Besides winning a Golden Globe for the film herself, Madonna also was responsible for Andrew Lloyd Webber and Tim Rice re-teaming after nearly twenty years to pen a new eleventh hour ballad for Eva, the simple and effective "You Must Love Me" - a song which has now been incorporated into the score for the 2012 Broadway revival; appropriately so. A stunner. Lloyd Webber and Rice went on to win the Oscar for the song and you can view the live Oscar performance below.
Now, moving to 2006, see a snippet of the West End revival that the 2012 Broadway revival was modeled upon - Elena Roger leads "Hello And Goodbye" leading into The Mistress - Lorna Want - singing the score standout featured character number, "Another Suitcase In Another Hall".
Elena Roger, Ricky Martin and Michael Cerveris discuss the 2012 Broadway revival of EVITA in this recent clip - and also show off some of their bilingual skills while doing so.
See the curtain call of the 2012 revival below. What roars! It sort of brings to mind a certain wildly cheering crowd of worshippers at the Casa Rosada fifty years or so ago, no?
Lastly, check out the commercial for the 2012 revival. Don't miss it!
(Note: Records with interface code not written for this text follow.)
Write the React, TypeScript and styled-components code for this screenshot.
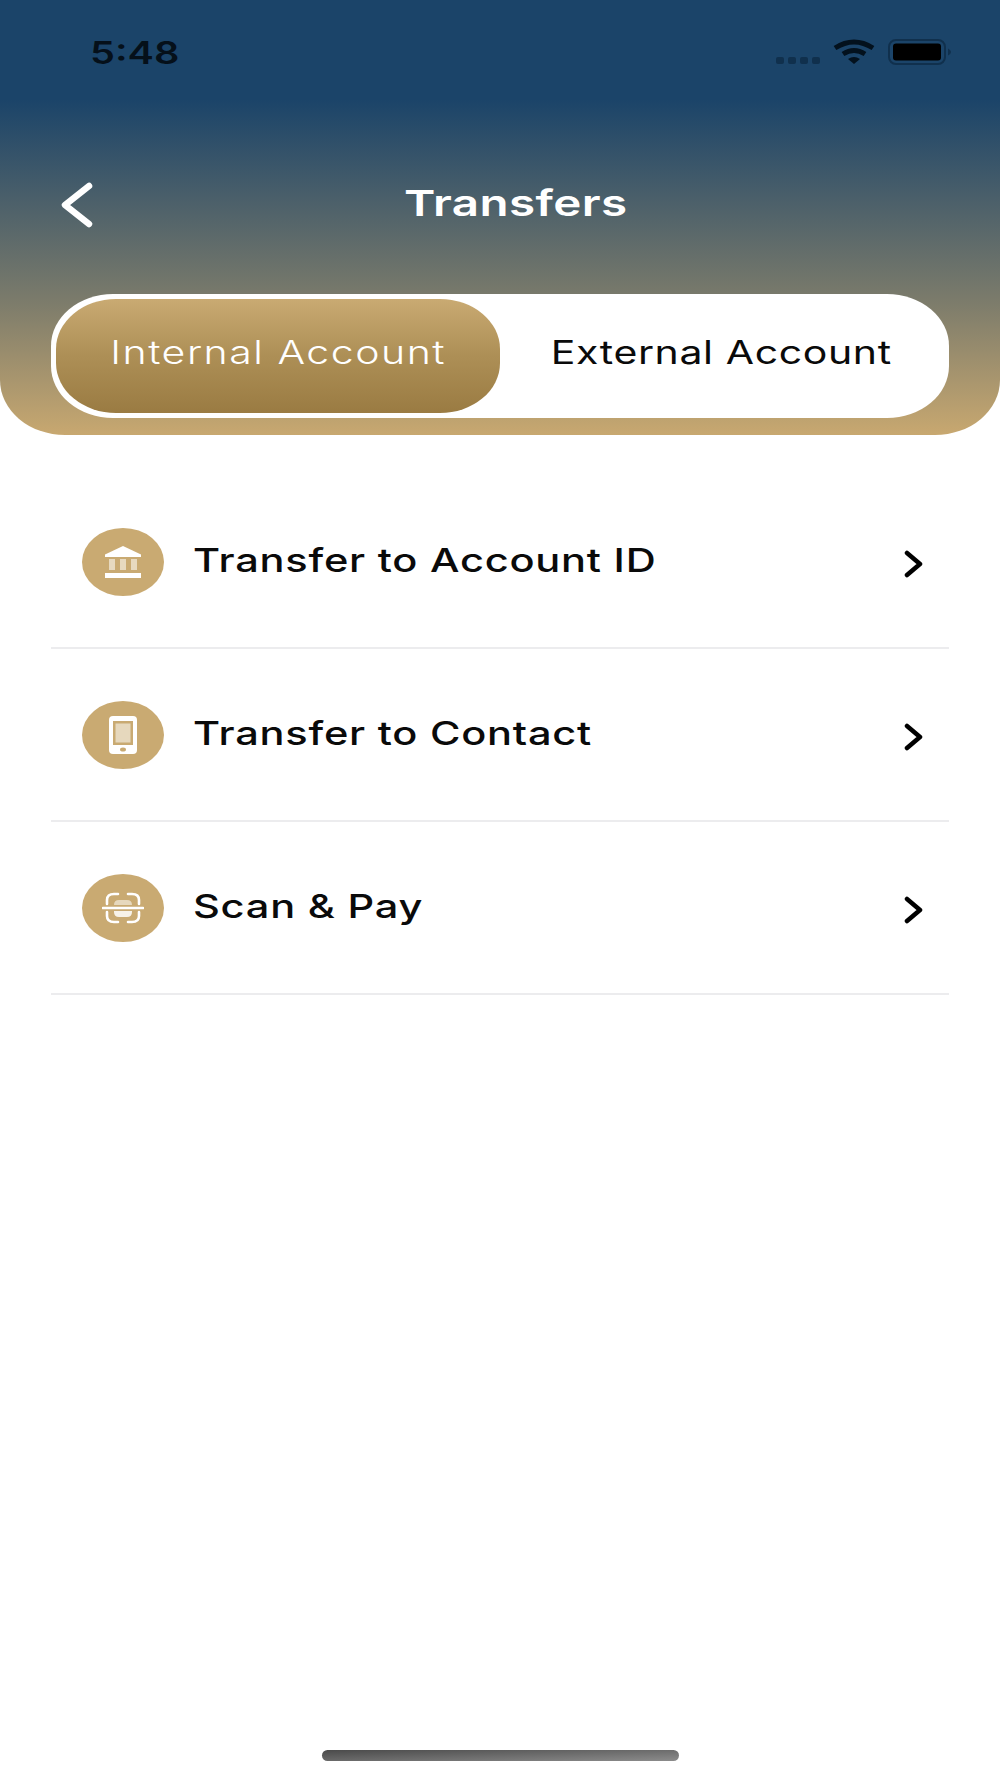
import React from "react";
import styled, { createGlobalStyle } from "styled-components";

const Global = createGlobalStyle`
  html, body { margin: 0; padding: 0; background: #fff; }
  * { box-sizing: border-box; }
`;

const Page = styled.div`
  width: 1000px;
  height: 1778px;
  display: flex;
  flex-direction: column;
  background: #fff;
  font-family: "Inter", "Liberation Sans", sans-serif;
  position: relative;
  overflow: hidden;
`;

const Header = styled.header`
  height: 435px;
  padding: 0 51px 17px;
  display: flex;
  flex-direction: column;
  border-radius: 0 0 65px 65px / 0 0 55px 55px;
  background: linear-gradient(180deg, #1b4469 0, #1b4469 100px, #7b7b6b 300px, #c8a870 435px);
`;

const StatusBar = styled.div`
  height: 104px;
  display: flex;
  align-items: center;
  justify-content: space-between;
  padding: 0 0 0 39px;
`;

const Wide = styled.span<{ $scale?: number; $origin?: string }>`
  display: inline-block;
  white-space: nowrap;
  transform: scaleX(${(p) => p.$scale ?? 1.28});
  transform-origin: ${(p) => p.$origin ?? "center"} center;
`;

const Time = styled(Wide)`
  font-weight: 600;
  font-size: 31px;
  color: #05101a;
`;

const StatusIcons = styled.div`
  display: flex;
  align-items: flex-end;
  gap: 13px;
  margin-right: -3px;
`;

const TitleRow = styled.div`
  margin-top: 49px;
  height: 100px;
  display: flex;
  align-items: center;
  justify-content: center;
  position: relative;
`;

const BackIcon = styled.svg`
  position: absolute;
  left: 9px;
  top: 29px;
`;

const Title = styled.h1`
  margin: 0 0 0 32px;
  color: #fff;
  font-size: 36px;
  font-weight: 600;
  letter-spacing: 0.3px;
`;

const Segment = styled.div`
  margin-top: auto;
  height: 124px;
  padding: 5px;
  border-radius: 62px / 52px;
  background: #fff;
  display: flex;
  align-items: stretch;
`;

const SegmentItem = styled.div<{ $active?: boolean }>`
  flex: 0 0 ${(p) => (p.$active ? "444px" : "443px")};
  padding-bottom: 7px;
  border-radius: 60px / 50px;
  display: flex;
  align-items: center;
  justify-content: center;
  font-size: 32px;
  font-weight: ${(p) => (p.$active ? 300 : 400)};
  letter-spacing: ${(p) => (p.$active ? "1.2px" : "0.5px")};
  color: ${(p) => (p.$active ? "#fff" : "#0a0a0a")};
  background: ${(p) => (p.$active ? "linear-gradient(180deg, #c9aa72 0%, #ad8f56 50%, #9a7b42 100%)" : "transparent")};
`;

const List = styled.div`
  padding: 41px 51px 0;
  display: flex;
  flex-direction: column;
`;

const Row = styled.div`
  height: 173px;
  padding: 52px 24px 0 31px;
  display: flex;
  align-items: flex-start;
  border-bottom: 2px solid #ececee;
`;

const IconBubble = styled.div`
  width: 82px;
  height: 68px;
  border-radius: 50%;
  background: #c9aa72;
  display: flex;
  align-items: center;
  justify-content: center;
  flex: none;
`;

const RowLabel = styled.div`
  margin-left: 29px;
  margin-top: 12px;
  flex: 1;
  font-size: 33px;
  font-weight: 500;
  letter-spacing: 0.6px;
  color: #0a0a0a;
`;

const Chevron = styled.svg`
  margin-top: 22px;
  flex: none;
`;

const HomeIndicator = styled.div`
  position: absolute;
  left: 322px;
  bottom: 17px;
  width: 357px;
  height: 11px;
  border-radius: 6px;
  background: linear-gradient(178deg, #4a4a4a, #8c8c8c);
`;

const BankIcon = () => (
  <svg width="36" height="32" viewBox="0 0 36 32">
    <path d="M18 0 L36 8.500 V11 H0 V8.500 Z" fill="#fff" />
    <rect x="4" y="13" width="6" height="11" fill="#fff" opacity=".55" />
    <rect x="15" y="13" width="6" height="11" fill="#fff" opacity=".55" />
    <rect x="26" y="13" width="6" height="11" fill="#fff" opacity=".55" />
    <rect x="0" y="27" width="36" height="5" fill="#fff" />
  </svg>
);

const PhoneIcon = () => (
  <svg width="28" height="38" viewBox="0 0 28 38">
    <rect width="28" height="38" rx="4" fill="#fff" />
    <rect x="4" y="5" width="20" height="24" fill="#c9aa72" />
    <rect x="6.500" y="7.500" width="15" height="19" fill="#e6d8bd" />
    <ellipse cx="14" cy="33.500" rx="3" ry="2" fill="#c9aa72" />
  </svg>
);

const ScanIcon = () => (
  <svg width="42" height="32" viewBox="0 0 42 32" fill="none" stroke="#fff" strokeWidth="2.600" strokeLinecap="round">
    <path d="M5 12 V8 Q5 2 12 2 H16" />
    <path d="M26 2 H30 Q37 2 37 8 V12" />
    <path d="M5 20 V24 Q5 30 12 30 H16" />
    <path d="M26 30 H30 Q37 30 37 24 V20" />
    <path d="M1 16 H41" />
    <path d="M12 13 Q12 8 17 8 H25 Q30 8 30 13 Z" fill="#e6d8bd" stroke="none" />
    <path d="M12 19 H30 V20 Q30 25 25 25 H17 Q12 25 12 20 Z" fill="#f7f2e8" stroke="none" />
  </svg>
);

const rows = [
  { label: "Transfer to Account ID", icon: <BankIcon /> },
  { label: "Transfer to Contact", icon: <PhoneIcon /> },
  { label: "Scan & Pay", icon: <ScanIcon /> },
];

export default function App() {
  return (
    <Page>
      <Global />
      <Header>
        <StatusBar>
          <Time $origin="left">5:48</Time>
          <StatusIcons>
            <svg width="44" height="8" viewBox="0 0 44 8" fill="#10304d">
              <rect x="0" y="0" width="8" height="7" rx="2" />
              <rect x="12" y="0" width="8" height="7" rx="2" />
              <rect x="24" y="0" width="8" height="7" rx="2" />
              <rect x="36" y="0" width="8" height="7" rx="2" />
            </svg>
            <svg width="42" height="26" viewBox="0 0 42 26" fill="none" stroke="#03111d" strokeWidth="5">
              <path d="M2 9 Q21 -3 40 9" />
              <path d="M10 15 Q21 8 32 15" />
              <path d="M15 20 L21 25 L27 20 Q21 16 15 20 Z" fill="#03111d" stroke="none" />
            </svg>
            <svg width="64" height="26" viewBox="0 0 64 26">
              <rect x="1" y="1" width="56" height="24" rx="7" fill="none" stroke="#10304d" strokeWidth="2" />
              <rect x="5" y="4.500" width="48" height="17" rx="3" fill="#000" />
              <path d="M60 9.500 Q63 11 63 13 Q63 15 60 16.500 Z" fill="#10304d" />
            </svg>
          </StatusIcons>
        </StatusBar>
        <TitleRow>
          <BackIcon width="34" height="46" viewBox="0 0 34 46" fill="none" stroke="#fff" strokeWidth="6.500" strokeLinecap="round" strokeLinejoin="round">
            <path d="M29 4 L5 23 L29 42" />
          </BackIcon>
          <Title><Wide $scale={1.32}>Transfers</Wide></Title>
        </TitleRow>
        <Segment>
          <SegmentItem $active><Wide>Internal Account</Wide></SegmentItem>
          <SegmentItem><Wide>External Account</Wide></SegmentItem>
        </Segment>
      </Header>
      <List>
        {rows.map((r) => (
          <Row key={r.label}>
            <IconBubble>{r.icon}</IconBubble>
            <RowLabel><Wide $origin="left" $scale={1.26}>{r.label}</Wide></RowLabel>
            <Chevron width="22" height="28" viewBox="0 0 22 28" fill="none" stroke="#000" strokeWidth="4.500" strokeLinecap="round" strokeLinejoin="round">
              <path d="M4 3 L17 14 L4 25" />
            </Chevron>
          </Row>
        ))}
      </List>
      <HomeIndicator />
    </Page>
  );
}
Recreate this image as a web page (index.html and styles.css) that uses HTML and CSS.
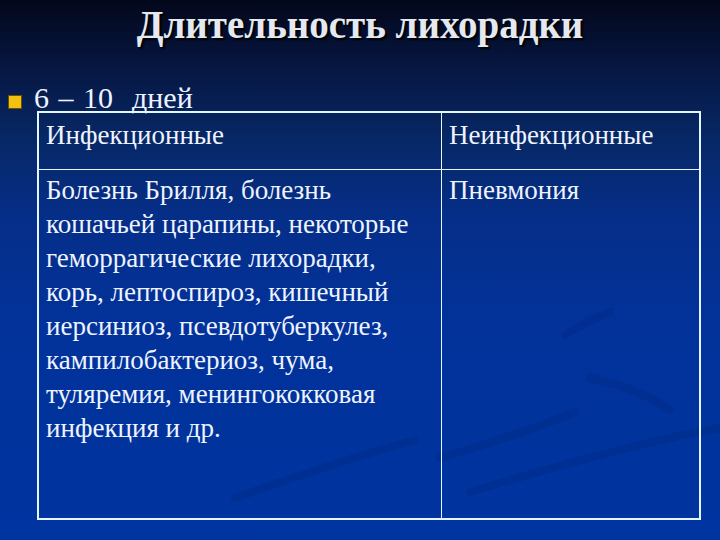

So, who, in your estimation, has been the tip-top Eva Duarte Peron to date - Julie Covington, Elaine Paige, Patti LuPone, Madonna or Elena Roger? What about your favorite Che - Colm Wilkinson, David Essex, Mandy Patinkin, Antonio Banderas or Ricky Martin? With an assortment of talent as rich and diverse as those ten performers, it should come as no surprise that EVITA has the impossibly gilded legacy of stars that it does - the 2012 revival a foremost example of the pull that this show has on not only the actors who perform it, but the audiences lucky enough to experience it, as well. Have I said too much? There's nothing more I can think of to say to you - all you have to do is look at these clips to know that every word of praise and pontification is true.